Guardando agli anni passati si potrà osservare un fenomeno: molti partiti sono morti dopo una breve vita e i nuovi, in genere, hanno avuto vita difficile e travagliata. Inoltre, i nuovi partiti sono nati più da scissioni che da spontanei raggruppamenti di forze. Il limite della legge elettorale ha giocato un ruolo assai negativo in queste vicende: oggi, è impossibile che una nuova forza possa superare una prova elettorale ed avere una pur piccola rappresentanza in Parlamento. Quindi non c'è ricambio e non c'è formazione di nuove classi dirigenti: il fenomeno del distacco dell'opinione pubblica dai partiti è dovuto anche a questo. I cittadini, convinti che votare per un partito "nuovo" significhi "disperdere" il voto, continuano a preferire i partiti consolidati, ma senza più sentire l'importanza della scelta e senza consentire ai loro programmi.

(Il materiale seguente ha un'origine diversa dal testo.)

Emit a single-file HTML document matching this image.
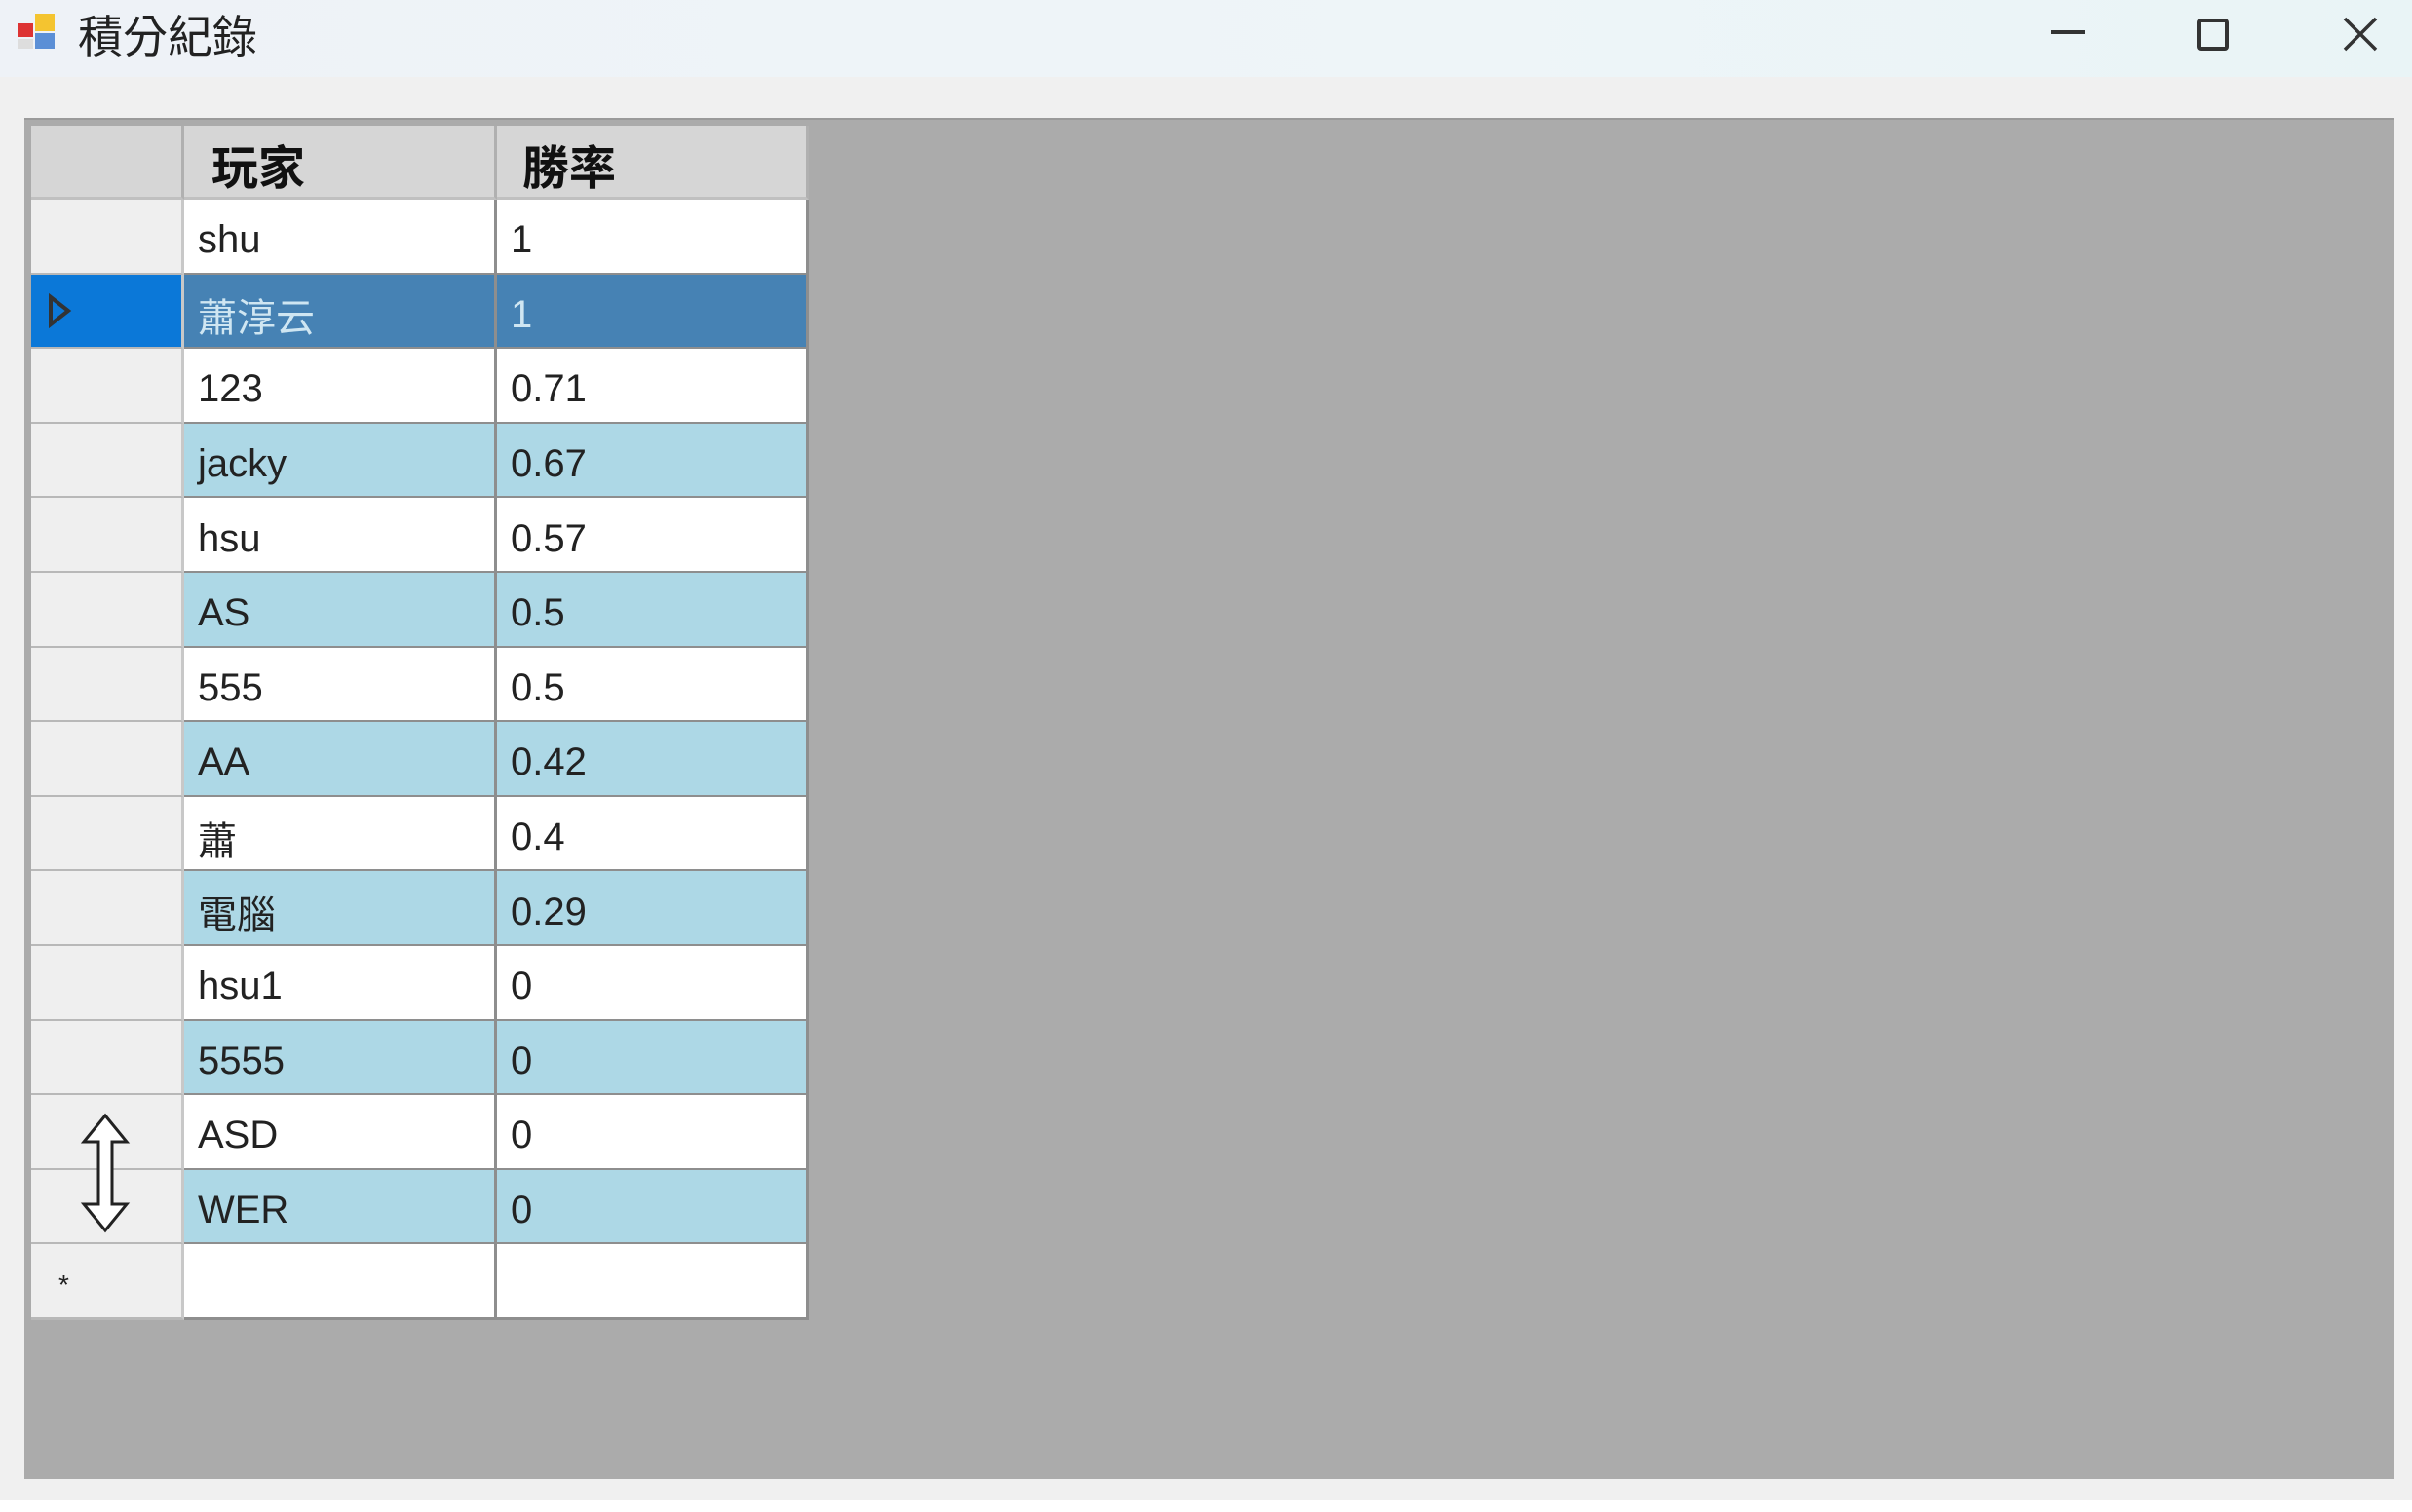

Tutti, in Italia, sono d'accordo nel dire che le minoranze sono il fermento necessario della democrazia, ma un certo spirito conformista condanna perfino le minoranze interne ai partiti. C'è un bisogno diffuso di tranquillità che spesso diventa quietismo: si ha paura delle idee nuove e delle concorrenze impreviste.

Contro una situazione simile non ci sono rimedi "strutturali", ma solo schiettamente politici. Bisogna rompere il monopolio di certi partiti per giovare alla libertà di tutti. Occorre che forze nuove, politiche, sociali, culturali abbiano la forza di presentarsi alla ribalta con programmi intransigenti, con prospettive concrete e con disegni a lunga scadenza.

Non ha importanza che siano veri e propri partiti o movimenti o gruppi di pressione. Devono proporsi scopi diversi da quelli ormai tradizionali dei vecchi partiti, compiti d'avanguardia e di rottura, devono fondarsi su alcuni problemi abbandonati dalle altre forze politiche e prospettarli al paese, con coraggio e spregiudicatezza. Non ha importanza il numero degli iscritti o degli elettori, ma la attualità delle proposte e il fervore degli animatori.

Non è escluso che gli stessi partiti dell'attuale schieramento ne riceverebbero un impulso a rivedere i loro programmi, a liberarsi dalle vecchie abitudini, da certe strutture, da certi vincoli, e a "dialogare" con rinnovato fervore.